Once he arrived on campus, Nwankwo had to accept several important changes in his life. While he transitioned from life at home to more independence on campus, he also had to transition from offensive line to defensive tackle on the football field.
“Going away from home for the first time and being on your own was different, almost surreal. It was a lot of fun though, too,” Nwankwo said. “As far as football goes, the transition to defense wasn’t too difficult. I played defensive line in high school, so I was able to step right in day one.”
He was also helped in this transition by some older players with whom he developed a close relationship early in his Notre Dame career.
“Older guys like [defensive lineman] Trevor Laws, [linebacker] Maurice Crum, and [tight end] John Carlson really showed me the way things were done, and how to go about your business,” Nwankwo said.
After mostly working with the scout team and slowly climbing the depth chart in his freshman year, Nwankwo was able to bust into the gameday rotation his sophomore year.
“It was nice to start to get noticed, and the coaches start to get at you a bit more,” he said.
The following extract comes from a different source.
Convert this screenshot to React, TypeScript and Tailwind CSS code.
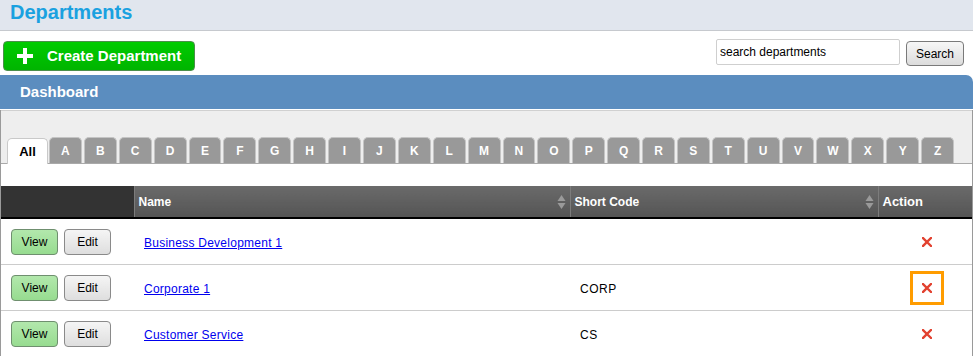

That year was Nwankwo’s breakout year of sorts, as he played in seven games, and had two tackles. More promising, though was that he saw action in five of the final six games, and his stock seemed to be rising. But during his junior season last year, Nwankwo seemed to get lost in the depth chart, and did not play a snap during the season. Once again, Nwankwo was forced to lie in wait, and the experience was frustrating.
“That was by far my worst year here,” Nwankwo said.
Nwankwo persevered, though, and now is playing the biggest role of his career in what has become a redemptive season for him.
“This year has been my best year here. I’ve really enjoyed it,” said Nwankwo, who has played in five games and has three tackles on the season.
Part of the reason that this year has been so enjoyable for him is all of the fun he has off the field, especially with his friends on the team, Nwankwo said.
“A lot of the guys on the team are really close … [Senior running back] Armando Allen, he’s my little brother,” Nwankwo said. “And [junior nose tackle] Brandon Newman, he’s the clown of the whole team. No doubt I’ll be friends with those guys for life.”
Nwankwo and his teammates are always up for some friendly competition, as well.
“I’m the current Notre Dame Madden king, I’m pretty much unstoppable,” he said. “I’ve got the best car on campus, too.”
Now that his senior year is coming to a close, Nwankwo has begun to look back and reflect on his time here.
“I’ll take a lot from these four years: family, brotherhood, and some good memories. Now that I think about it, I’m really going to miss this place.”
But while it may seem to be the end of Nwankwo’s Notre Dame career, he has not yet ruled out returning for a fifth season of eligibility.
“I might come back next season, but there’s a whole lot of other options,” he said. “It’s really up in the air right now.”
Regardless of his plans for next year, Nwankwo will graduate this spring with a degree in Psychology, although he has plans in a different field.
“My family has been really supportive, but football doesn’t mean that much to my parents, since they grew up in Nigeria. To them, the most important thing is getting that degree, and I got it,” he said. “I really want to go back for grad school, though, and get my MBA. Eventually, I plan to be in the business world.”
Like so many other things for Nwankwo, future success is just a matter of time.